* _Data excerpts_
=-=-=-=-=

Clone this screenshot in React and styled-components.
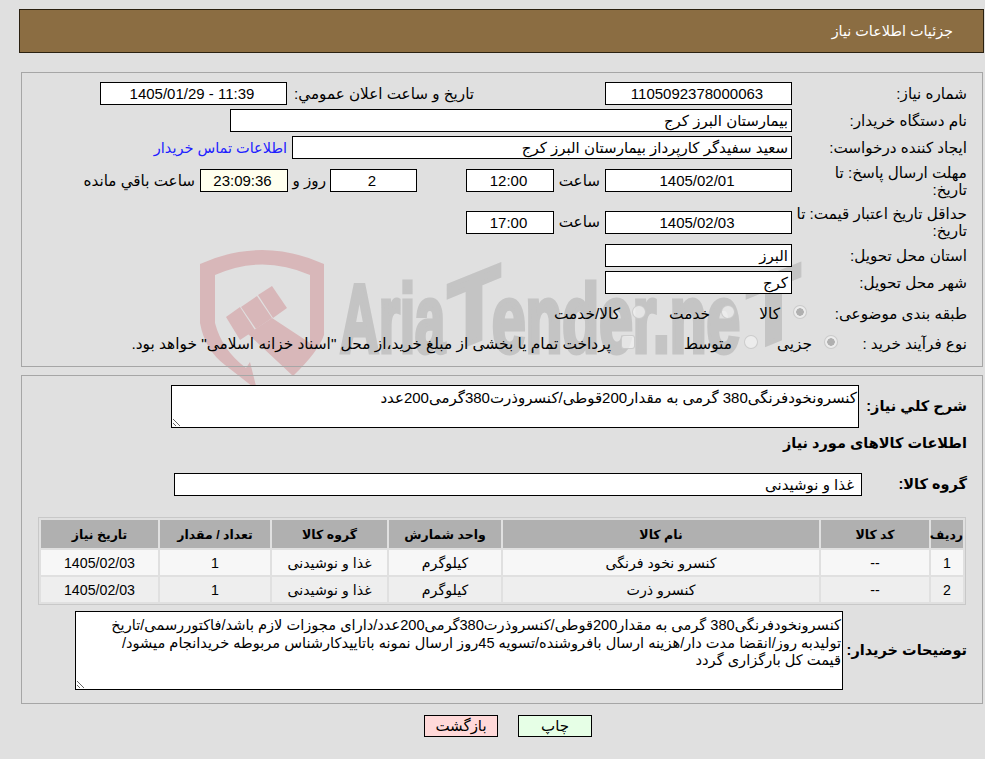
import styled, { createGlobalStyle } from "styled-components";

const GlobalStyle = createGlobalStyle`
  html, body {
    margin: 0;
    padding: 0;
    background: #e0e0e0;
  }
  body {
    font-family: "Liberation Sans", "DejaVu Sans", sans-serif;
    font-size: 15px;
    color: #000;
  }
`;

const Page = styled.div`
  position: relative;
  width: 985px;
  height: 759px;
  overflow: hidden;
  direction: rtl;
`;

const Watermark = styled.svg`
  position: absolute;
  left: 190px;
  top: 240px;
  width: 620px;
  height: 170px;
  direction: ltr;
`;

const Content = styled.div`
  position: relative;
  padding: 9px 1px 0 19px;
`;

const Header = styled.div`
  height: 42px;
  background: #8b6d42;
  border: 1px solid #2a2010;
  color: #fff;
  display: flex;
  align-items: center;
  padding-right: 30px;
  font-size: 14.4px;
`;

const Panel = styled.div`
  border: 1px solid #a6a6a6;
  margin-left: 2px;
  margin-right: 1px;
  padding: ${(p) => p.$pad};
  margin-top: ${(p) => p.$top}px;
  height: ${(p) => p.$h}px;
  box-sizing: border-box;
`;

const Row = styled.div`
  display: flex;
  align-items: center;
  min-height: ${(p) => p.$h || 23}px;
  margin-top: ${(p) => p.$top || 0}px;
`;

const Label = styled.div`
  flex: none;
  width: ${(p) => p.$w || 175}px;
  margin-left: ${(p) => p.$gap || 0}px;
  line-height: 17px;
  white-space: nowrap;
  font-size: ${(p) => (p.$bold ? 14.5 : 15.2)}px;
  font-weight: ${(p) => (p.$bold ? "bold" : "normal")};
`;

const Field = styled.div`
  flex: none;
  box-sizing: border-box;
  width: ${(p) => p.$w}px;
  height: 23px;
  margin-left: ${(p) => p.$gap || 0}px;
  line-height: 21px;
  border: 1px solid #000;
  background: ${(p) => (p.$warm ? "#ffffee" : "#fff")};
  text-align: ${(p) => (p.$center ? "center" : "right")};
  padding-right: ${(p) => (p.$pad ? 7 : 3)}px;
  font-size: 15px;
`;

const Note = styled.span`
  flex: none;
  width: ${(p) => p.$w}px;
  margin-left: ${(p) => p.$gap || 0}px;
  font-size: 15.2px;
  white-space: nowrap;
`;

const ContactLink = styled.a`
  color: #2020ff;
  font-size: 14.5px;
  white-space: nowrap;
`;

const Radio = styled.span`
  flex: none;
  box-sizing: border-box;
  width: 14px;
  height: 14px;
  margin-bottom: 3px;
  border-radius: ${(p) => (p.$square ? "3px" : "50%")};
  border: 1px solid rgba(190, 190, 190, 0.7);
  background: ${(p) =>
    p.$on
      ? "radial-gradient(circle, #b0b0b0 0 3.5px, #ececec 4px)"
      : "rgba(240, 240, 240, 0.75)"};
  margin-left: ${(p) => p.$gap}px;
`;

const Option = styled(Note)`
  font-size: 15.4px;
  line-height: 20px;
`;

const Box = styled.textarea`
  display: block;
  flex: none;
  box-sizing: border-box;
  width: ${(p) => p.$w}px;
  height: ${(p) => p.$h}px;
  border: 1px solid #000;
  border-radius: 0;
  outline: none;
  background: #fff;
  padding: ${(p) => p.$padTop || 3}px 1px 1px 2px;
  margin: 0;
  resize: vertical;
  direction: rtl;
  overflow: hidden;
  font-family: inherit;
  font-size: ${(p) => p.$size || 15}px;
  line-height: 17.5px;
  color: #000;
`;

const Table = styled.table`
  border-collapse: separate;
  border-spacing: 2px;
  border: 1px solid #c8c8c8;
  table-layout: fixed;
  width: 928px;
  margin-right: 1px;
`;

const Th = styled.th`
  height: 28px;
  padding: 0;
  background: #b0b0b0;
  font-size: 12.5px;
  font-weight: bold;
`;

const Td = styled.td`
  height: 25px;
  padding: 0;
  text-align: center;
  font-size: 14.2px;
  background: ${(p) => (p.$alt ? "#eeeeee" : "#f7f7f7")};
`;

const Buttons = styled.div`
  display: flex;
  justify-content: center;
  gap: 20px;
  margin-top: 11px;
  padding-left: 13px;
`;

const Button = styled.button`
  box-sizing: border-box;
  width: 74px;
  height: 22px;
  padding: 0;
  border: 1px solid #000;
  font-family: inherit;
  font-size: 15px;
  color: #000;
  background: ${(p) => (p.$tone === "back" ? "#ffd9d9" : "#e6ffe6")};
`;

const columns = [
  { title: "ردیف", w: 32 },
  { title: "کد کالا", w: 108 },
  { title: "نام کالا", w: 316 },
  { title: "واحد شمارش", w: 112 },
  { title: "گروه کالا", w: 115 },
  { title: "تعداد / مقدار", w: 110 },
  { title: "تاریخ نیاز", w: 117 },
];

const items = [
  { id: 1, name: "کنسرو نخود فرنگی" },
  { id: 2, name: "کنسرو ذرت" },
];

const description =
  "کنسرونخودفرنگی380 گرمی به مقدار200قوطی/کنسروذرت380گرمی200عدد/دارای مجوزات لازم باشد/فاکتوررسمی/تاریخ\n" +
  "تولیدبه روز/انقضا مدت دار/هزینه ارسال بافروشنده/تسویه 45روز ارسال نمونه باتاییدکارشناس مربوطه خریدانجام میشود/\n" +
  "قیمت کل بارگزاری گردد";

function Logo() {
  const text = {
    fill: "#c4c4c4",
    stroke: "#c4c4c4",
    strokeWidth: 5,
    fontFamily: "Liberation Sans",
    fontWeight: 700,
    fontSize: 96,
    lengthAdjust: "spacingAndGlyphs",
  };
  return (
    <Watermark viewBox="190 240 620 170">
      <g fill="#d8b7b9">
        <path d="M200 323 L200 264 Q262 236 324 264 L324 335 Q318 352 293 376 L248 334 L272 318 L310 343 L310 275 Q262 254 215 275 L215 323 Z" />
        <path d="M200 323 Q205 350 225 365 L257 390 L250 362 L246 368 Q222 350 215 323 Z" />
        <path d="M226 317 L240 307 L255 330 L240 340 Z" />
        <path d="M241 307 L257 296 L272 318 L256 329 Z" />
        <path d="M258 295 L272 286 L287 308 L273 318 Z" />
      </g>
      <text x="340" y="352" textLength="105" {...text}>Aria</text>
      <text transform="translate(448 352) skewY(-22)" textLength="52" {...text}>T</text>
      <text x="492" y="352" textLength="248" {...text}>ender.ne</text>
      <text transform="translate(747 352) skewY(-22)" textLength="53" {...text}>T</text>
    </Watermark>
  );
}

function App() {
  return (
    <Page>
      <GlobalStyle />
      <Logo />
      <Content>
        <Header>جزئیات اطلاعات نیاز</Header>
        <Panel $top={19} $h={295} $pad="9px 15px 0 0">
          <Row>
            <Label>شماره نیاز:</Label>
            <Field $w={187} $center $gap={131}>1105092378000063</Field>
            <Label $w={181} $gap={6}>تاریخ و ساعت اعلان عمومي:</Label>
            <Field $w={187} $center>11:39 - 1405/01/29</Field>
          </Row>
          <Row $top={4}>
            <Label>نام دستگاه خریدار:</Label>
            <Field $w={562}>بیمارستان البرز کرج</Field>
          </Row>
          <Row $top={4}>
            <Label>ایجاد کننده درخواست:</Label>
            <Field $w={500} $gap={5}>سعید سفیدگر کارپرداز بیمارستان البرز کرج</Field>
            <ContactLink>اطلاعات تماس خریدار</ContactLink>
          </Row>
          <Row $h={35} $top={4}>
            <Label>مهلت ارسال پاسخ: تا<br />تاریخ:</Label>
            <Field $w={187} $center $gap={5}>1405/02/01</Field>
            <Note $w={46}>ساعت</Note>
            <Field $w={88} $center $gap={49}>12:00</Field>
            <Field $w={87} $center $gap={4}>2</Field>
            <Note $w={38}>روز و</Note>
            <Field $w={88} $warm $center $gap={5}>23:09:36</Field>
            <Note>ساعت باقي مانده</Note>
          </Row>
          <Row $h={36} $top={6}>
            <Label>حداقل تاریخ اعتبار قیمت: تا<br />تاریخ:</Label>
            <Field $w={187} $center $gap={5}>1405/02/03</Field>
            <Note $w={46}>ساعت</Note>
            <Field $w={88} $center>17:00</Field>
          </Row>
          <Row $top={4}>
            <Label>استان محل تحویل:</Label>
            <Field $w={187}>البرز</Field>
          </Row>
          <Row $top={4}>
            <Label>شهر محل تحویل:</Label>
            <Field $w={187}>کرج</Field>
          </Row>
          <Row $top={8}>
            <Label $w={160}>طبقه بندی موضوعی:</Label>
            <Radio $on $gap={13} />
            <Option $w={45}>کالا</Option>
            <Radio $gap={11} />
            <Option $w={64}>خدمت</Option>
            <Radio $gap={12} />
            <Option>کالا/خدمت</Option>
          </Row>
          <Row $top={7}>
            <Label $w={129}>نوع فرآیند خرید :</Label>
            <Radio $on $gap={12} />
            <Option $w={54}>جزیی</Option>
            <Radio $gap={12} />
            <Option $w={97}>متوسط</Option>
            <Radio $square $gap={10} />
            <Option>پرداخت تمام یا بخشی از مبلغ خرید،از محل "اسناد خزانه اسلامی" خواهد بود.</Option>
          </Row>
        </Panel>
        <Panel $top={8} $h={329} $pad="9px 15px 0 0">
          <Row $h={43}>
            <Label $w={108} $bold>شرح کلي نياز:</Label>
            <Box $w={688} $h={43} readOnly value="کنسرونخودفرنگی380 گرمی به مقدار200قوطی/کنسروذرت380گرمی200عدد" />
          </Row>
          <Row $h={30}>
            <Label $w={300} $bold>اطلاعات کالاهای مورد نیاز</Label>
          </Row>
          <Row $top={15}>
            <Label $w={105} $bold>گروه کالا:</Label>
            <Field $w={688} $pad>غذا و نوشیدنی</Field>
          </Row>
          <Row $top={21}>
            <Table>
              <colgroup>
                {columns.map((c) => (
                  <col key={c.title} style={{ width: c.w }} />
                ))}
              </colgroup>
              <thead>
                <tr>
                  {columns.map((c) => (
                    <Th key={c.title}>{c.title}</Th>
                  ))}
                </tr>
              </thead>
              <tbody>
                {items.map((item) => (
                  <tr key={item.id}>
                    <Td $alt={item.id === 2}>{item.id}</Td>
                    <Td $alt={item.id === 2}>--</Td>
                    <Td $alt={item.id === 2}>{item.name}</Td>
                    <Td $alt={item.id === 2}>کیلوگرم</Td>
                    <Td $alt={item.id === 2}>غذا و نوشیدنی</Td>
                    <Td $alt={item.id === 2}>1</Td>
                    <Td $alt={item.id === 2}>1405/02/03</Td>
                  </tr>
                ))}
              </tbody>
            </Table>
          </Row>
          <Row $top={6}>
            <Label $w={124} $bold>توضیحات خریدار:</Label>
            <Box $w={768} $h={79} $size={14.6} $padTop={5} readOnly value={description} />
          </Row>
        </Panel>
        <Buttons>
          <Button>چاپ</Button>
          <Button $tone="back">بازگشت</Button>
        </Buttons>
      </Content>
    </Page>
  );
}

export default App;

=-=-=-=-=

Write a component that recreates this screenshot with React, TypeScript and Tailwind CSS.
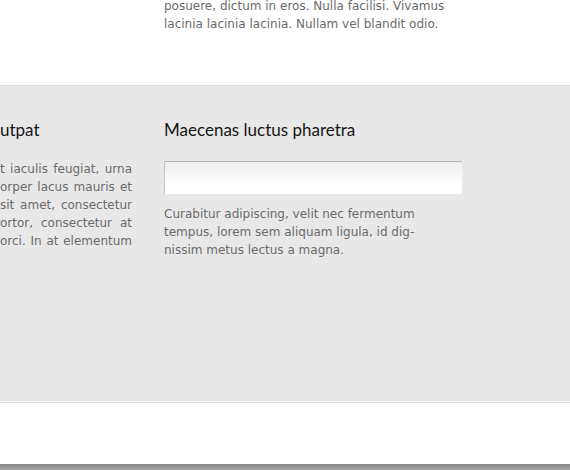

=-=-=-=-=

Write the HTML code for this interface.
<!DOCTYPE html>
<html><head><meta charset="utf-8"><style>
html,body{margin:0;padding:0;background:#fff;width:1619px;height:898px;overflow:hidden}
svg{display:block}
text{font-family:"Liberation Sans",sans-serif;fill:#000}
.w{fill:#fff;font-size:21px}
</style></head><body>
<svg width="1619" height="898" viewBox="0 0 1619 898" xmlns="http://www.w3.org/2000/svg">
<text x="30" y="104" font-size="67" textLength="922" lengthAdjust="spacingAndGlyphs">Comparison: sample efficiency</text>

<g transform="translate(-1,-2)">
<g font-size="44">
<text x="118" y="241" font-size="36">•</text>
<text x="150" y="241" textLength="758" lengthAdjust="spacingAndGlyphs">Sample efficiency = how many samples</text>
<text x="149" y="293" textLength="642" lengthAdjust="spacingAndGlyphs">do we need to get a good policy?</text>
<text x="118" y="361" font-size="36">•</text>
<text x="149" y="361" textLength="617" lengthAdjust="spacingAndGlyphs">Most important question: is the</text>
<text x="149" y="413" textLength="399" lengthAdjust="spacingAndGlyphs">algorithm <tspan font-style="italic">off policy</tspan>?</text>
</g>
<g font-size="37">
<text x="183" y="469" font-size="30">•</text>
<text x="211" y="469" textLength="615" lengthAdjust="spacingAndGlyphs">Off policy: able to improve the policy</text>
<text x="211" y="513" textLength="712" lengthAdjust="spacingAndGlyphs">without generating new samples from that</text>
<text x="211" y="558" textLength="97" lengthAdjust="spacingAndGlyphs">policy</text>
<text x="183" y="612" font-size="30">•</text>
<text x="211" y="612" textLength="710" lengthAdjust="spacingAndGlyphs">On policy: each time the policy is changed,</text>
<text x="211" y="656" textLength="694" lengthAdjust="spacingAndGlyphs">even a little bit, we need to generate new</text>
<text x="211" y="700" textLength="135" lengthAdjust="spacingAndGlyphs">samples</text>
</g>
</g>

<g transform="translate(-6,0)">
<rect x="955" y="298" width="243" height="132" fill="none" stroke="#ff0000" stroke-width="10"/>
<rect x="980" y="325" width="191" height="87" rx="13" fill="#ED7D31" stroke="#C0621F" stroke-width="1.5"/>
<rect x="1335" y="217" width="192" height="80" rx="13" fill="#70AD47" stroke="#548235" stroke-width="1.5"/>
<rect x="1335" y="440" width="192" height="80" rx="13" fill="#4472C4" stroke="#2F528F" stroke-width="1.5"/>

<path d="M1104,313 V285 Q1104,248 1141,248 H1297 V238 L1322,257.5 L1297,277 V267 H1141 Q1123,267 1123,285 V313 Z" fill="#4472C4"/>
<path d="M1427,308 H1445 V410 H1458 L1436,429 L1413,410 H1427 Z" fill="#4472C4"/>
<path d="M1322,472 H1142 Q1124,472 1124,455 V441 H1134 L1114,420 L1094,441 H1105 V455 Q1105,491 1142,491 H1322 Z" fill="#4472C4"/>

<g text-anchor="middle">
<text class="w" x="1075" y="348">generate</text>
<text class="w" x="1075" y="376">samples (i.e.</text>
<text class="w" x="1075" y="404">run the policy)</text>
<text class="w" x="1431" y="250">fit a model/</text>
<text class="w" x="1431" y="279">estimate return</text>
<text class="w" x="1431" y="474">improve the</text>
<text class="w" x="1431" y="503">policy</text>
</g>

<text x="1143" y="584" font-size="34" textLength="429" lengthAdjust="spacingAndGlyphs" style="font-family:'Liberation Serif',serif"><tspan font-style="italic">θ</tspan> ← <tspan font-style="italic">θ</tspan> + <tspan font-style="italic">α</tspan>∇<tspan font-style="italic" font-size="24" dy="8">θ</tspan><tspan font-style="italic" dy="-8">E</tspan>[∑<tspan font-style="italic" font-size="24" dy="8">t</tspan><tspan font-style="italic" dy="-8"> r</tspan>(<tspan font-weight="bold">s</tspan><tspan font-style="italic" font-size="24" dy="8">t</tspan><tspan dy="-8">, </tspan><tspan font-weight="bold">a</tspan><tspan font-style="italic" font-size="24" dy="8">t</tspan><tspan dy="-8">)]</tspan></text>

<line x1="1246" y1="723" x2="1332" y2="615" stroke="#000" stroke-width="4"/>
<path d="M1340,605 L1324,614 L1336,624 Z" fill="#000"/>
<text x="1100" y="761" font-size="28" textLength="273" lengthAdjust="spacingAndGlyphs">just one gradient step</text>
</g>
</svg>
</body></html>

=-=-=-=-=

* _Task description_
From the material given, work out how many lines hold the string "this"; state that number and nothing further.

* _Task output_
3